A High-Precision and Low-Cost Approximate Transform Accelerator for Video Coding
DescriptionThe introduction of multiple transform types into the Versatile Video Coding (VVC) standard has yielded notable encoding gains but also imposed considerable computational burdens. Existing transform circuits of different types are typically implemented separately due to their independence, leading to substantial hardware overhead. To address this, we explore the relationship between Discrete Cosine Transform Type-2 (DCT2) and Discrete Sine Transform Type-7 (DST7) matrices and reveal a prominent diagonal aggregation phenomenon in the elements of the transfer matrix. Based on this insight, the least-squares method is applied to optimize the transfer matrix sparsity, achieving a high-precision, low-cost approximate conversion from DCT2 to DST7. Furthermore, we optimize DCT2 computation by proposing an elaborate matrix decomposition approach that allows a lightweight shift-adder unit to efficiently generate all required product terms across varying sizes.
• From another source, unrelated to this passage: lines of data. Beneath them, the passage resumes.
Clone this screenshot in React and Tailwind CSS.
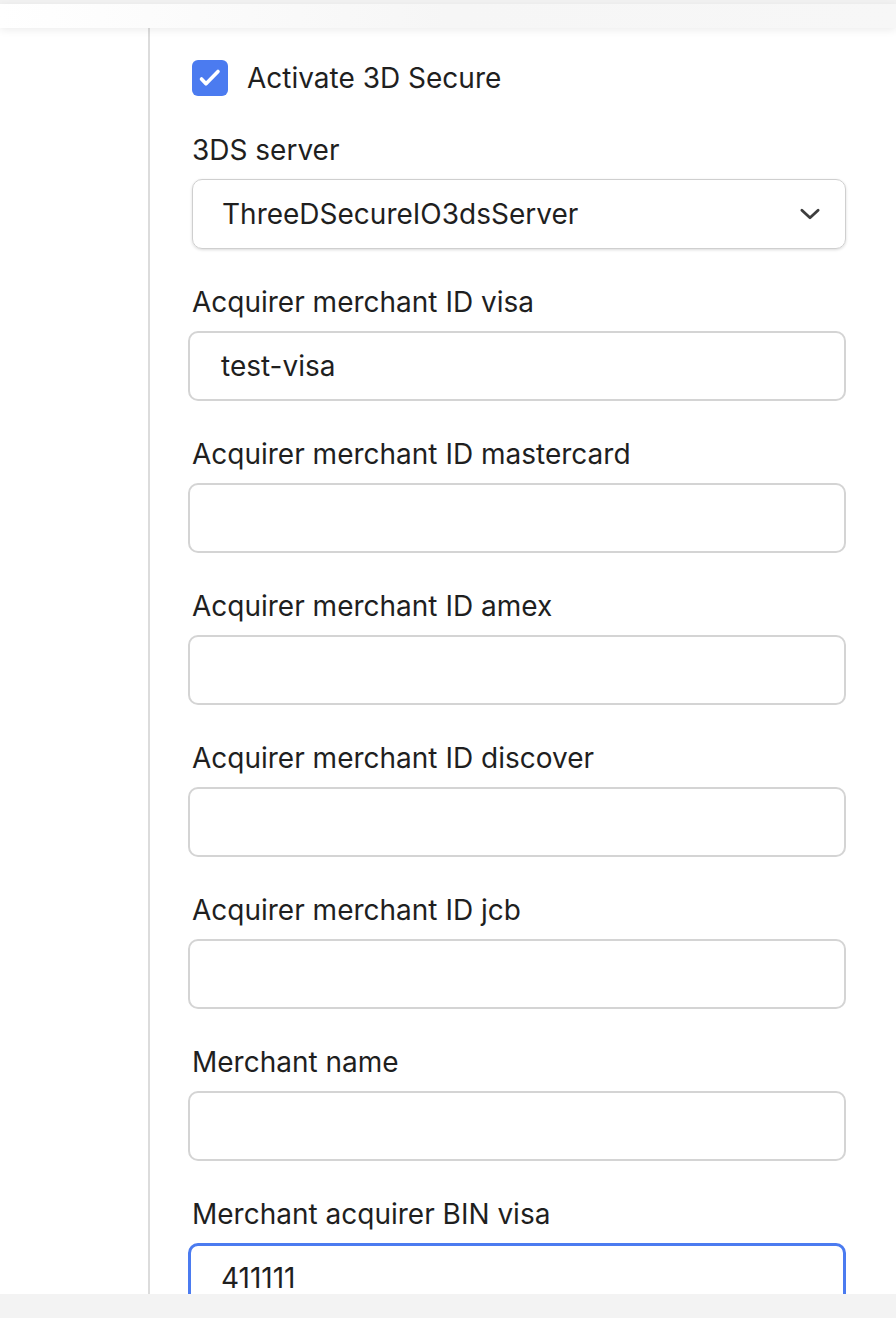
import React from "react";

const fields = [
  { label: "Acquirer merchant ID visa", value: "test-visa" },
  { label: "Acquirer merchant ID mastercard", value: "" },
  { label: "Acquirer merchant ID amex", value: "" },
  { label: "Acquirer merchant ID discover", value: "" },
  { label: "Acquirer merchant ID jcb", value: "" },
  { label: "Merchant name", value: "" },
];

export default function App() {
  return (
    <div className="w-[896px] h-[1318px] bg-white flex flex-col overflow-hidden text-[#1f1f1f]" style={{ fontFamily: "Inter, 'Liberation Sans', sans-serif" }}>
      <div className="h-[4px] bg-[#f2f2f2] shrink-0" />
      <div className="h-[24px] shrink-0 bg-gradient-to-r from-white via-[#f6f6f6] to-[#f7f7f7] shadow-[0_2px_8px_rgba(0,0,0,0.08)] relative z-10" />
      <div className="flex flex-1 min-h-0">
        <div className="w-[150px] shrink-0 border-r-2 border-[#dcdcdc]" />
        <div className="flex-1 min-w-0 pl-[38px] pr-[50px] pt-[32px] overflow-hidden">
          <div className="flex items-center gap-[19px] pl-[4px]">
            <div className="w-[36px] h-[36px] rounded-[6px] bg-[#4b7bf0] shrink-0">
              <svg width="36" height="36" viewBox="0 0 36 36" fill="none">
                <path d="M9.5 19l4.5 4.8L26 11.5" stroke="white" strokeWidth="3.6" strokeLinecap="round" strokeLinejoin="round" />
              </svg>
            </div>
            <span className="text-[28px] leading-[36px]">Activate 3D Secure</span>
          </div>

          <div className="mt-[36px] pl-[4px] text-[28px] leading-[36px]">3DS server</div>
          <div className="mt-[11px] ml-[4px] h-[70px] rounded-[10px] border border-[#cfcfcf] shadow-[0_1px_3px_rgba(0,0,0,0.15)] flex items-center justify-between pl-[29px] pr-[22px]">
            <span className="text-[28px]">ThreeDSecureIO3dsServer</span>
            <svg width="26" height="26" viewBox="0 0 24 24" fill="none">
              <path d="M4.5 8.5l7.5 7 7.5-7" stroke="#3d3d3d" strokeWidth="2.6" strokeLinecap="round" strokeLinejoin="round" />
            </svg>
          </div>

          {fields.map((f) => (
            <div key={f.label}>
              <div className="mt-[35px] pl-[4px] text-[28px] leading-[36px]">{f.label}</div>
              <div className="mt-[11px] h-[70px] rounded-[10px] border-2 border-[#d4d4d4] flex items-center pl-[31px] text-[28px]">
                {f.value}
              </div>
            </div>
          ))}

          <div className="mt-[35px] pl-[4px] text-[28px] leading-[36px]">Merchant acquirer BIN visa</div>
          <div className="mt-[11px] h-[70px] rounded-[10px] border-[3px] border-[#4b7bf0] flex items-center pl-[30px] text-[28px]">
            411111
          </div>
        </div>
      </div>
      <div className="h-[24px] bg-[#f3f3f3] shrink-0" />
    </div>
  );
}
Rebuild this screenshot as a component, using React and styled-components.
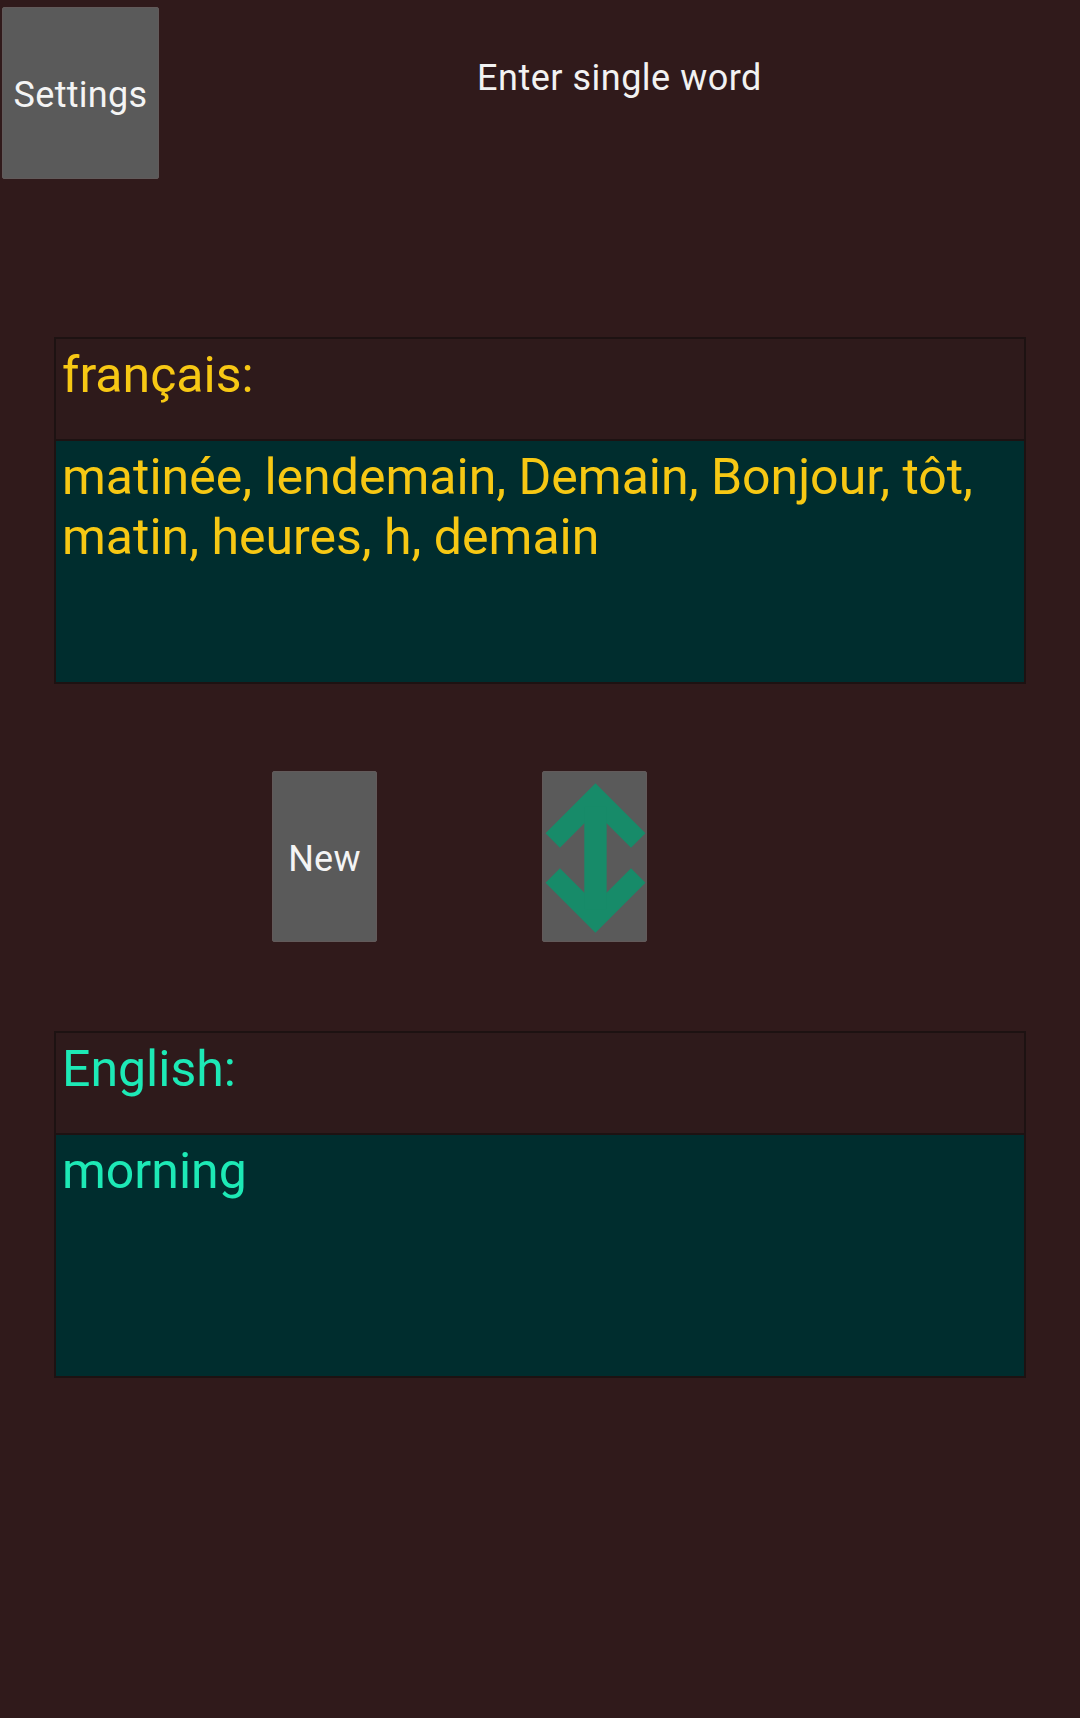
import React from 'react';
import styled, {createGlobalStyle} from 'styled-components';

const GlobalStyle = createGlobalStyle`
  html, body {
    margin: 0;
    padding: 0;
    background: #301a1b;
  }
  body {
    font-family: Roboto, "Noto Sans", "Liberation Sans", sans-serif;
    min-height: 1718px;
  }
`;

const Screen = styled.div`
  min-height: 1718px;
  background: #301a1b;
  display: flex;
  flex-direction: column;
`;

const TopBar = styled.div`
  display: flex;
  align-items: flex-start;
  padding: 7px 0 0 2px;
`;

const GrayButton = styled.button`
  width: ${p => p.$w}px;
  height: ${p => p.$h}px;
  background: #5a5a5a;
  border: 1px solid #625a5a;
  border-radius: 2px;
  color: #f4f4f4;
  font-family: Roboto, "Noto Sans", sans-serif;
  font-size: 36px;
  letter-spacing: 0.3px;
  padding: 4px 0 0;
  display: flex;
  align-items: center;
  justify-content: center;
  flex-shrink: 0;
`;

const Title = styled.div`
  flex: 1;
  text-align: center;
  color: #f2f2f2;
  font-size: 36px;
  letter-spacing: 0.5px;
  padding-top: 50px;
`;

const Panel = styled.section`
  margin: ${p => p.$top}px 54px 0;
  border: 2px solid #1d1212;
`;

const PanelHeader = styled.div`
  height: 94px;
  padding: 6px 6px 0;
  background: #2e1a1b;
  border-bottom: 2px solid #1d1212;
  color: ${p => p.$color};
  font-size: 50px;
  line-height: 60px;
`;

const PanelBody = styled.div`
  height: 235px;
  padding: 6px 6px 0;
  background: #002d2e;
  color: ${p => p.$color};
  font-size: 50px;
  line-height: 60px;
`;

const ButtonRow = styled.div`
  display: flex;
  gap: 165px;
  margin-top: 87px;
  padding-left: 272px;
`;

function SwapIcon() {
  return (
    <svg width="106" height="172" viewBox="0 0 106 172" style={{marginTop: -4}}>
      <g fill="none" stroke="#178b69" strokeWidth="21" strokeLinejoin="miter" strokeLinecap="butt">
        <path d="M10 69 L54 25 L98 69" />
        <path d="M10 105 L54 149 L98 105" />
        <path d="M54 34 L54 140" strokeWidth="23" />
      </g>
    </svg>
  );
}

export default function App() {
  return (
    <Screen>
      <GlobalStyle />
      <TopBar>
        <GrayButton $w={157} $h={172}>Settings</GrayButton>
        <Title>Enter single word</Title>
      </TopBar>

      <Panel $top={158}>
        <PanelHeader $color="#f7c814">français:</PanelHeader>
        <PanelBody $color="#f7c814">
          matinée, lendemain, Demain, Bonjour, tôt, matin, heures, h, demain
        </PanelBody>
      </Panel>

      <ButtonRow>
        <GrayButton $w={105} $h={171}>New</GrayButton>
        <GrayButton $w={105} $h={171}><SwapIcon /></GrayButton>
      </ButtonRow>

      <Panel $top={89}>
        <PanelHeader $color="#1de9b6">English:</PanelHeader>
        <PanelBody $color="#1de9b6">morning</PanelBody>
      </Panel>
    </Screen>
  );
}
Leveraging these algorithmic optimizations, we implement a highly reusable and area-efficient approximate transform accelerator that supports sizes from 4 to 32 points and accommodates three types in VVC. Experimental results demonstrate that the proposed accelerator achieves over 44% reduction in circuit resource consumption with minimal BD-BR performance loss of just 0.57%, maintaining processing capabilities up to 8K@57 fps.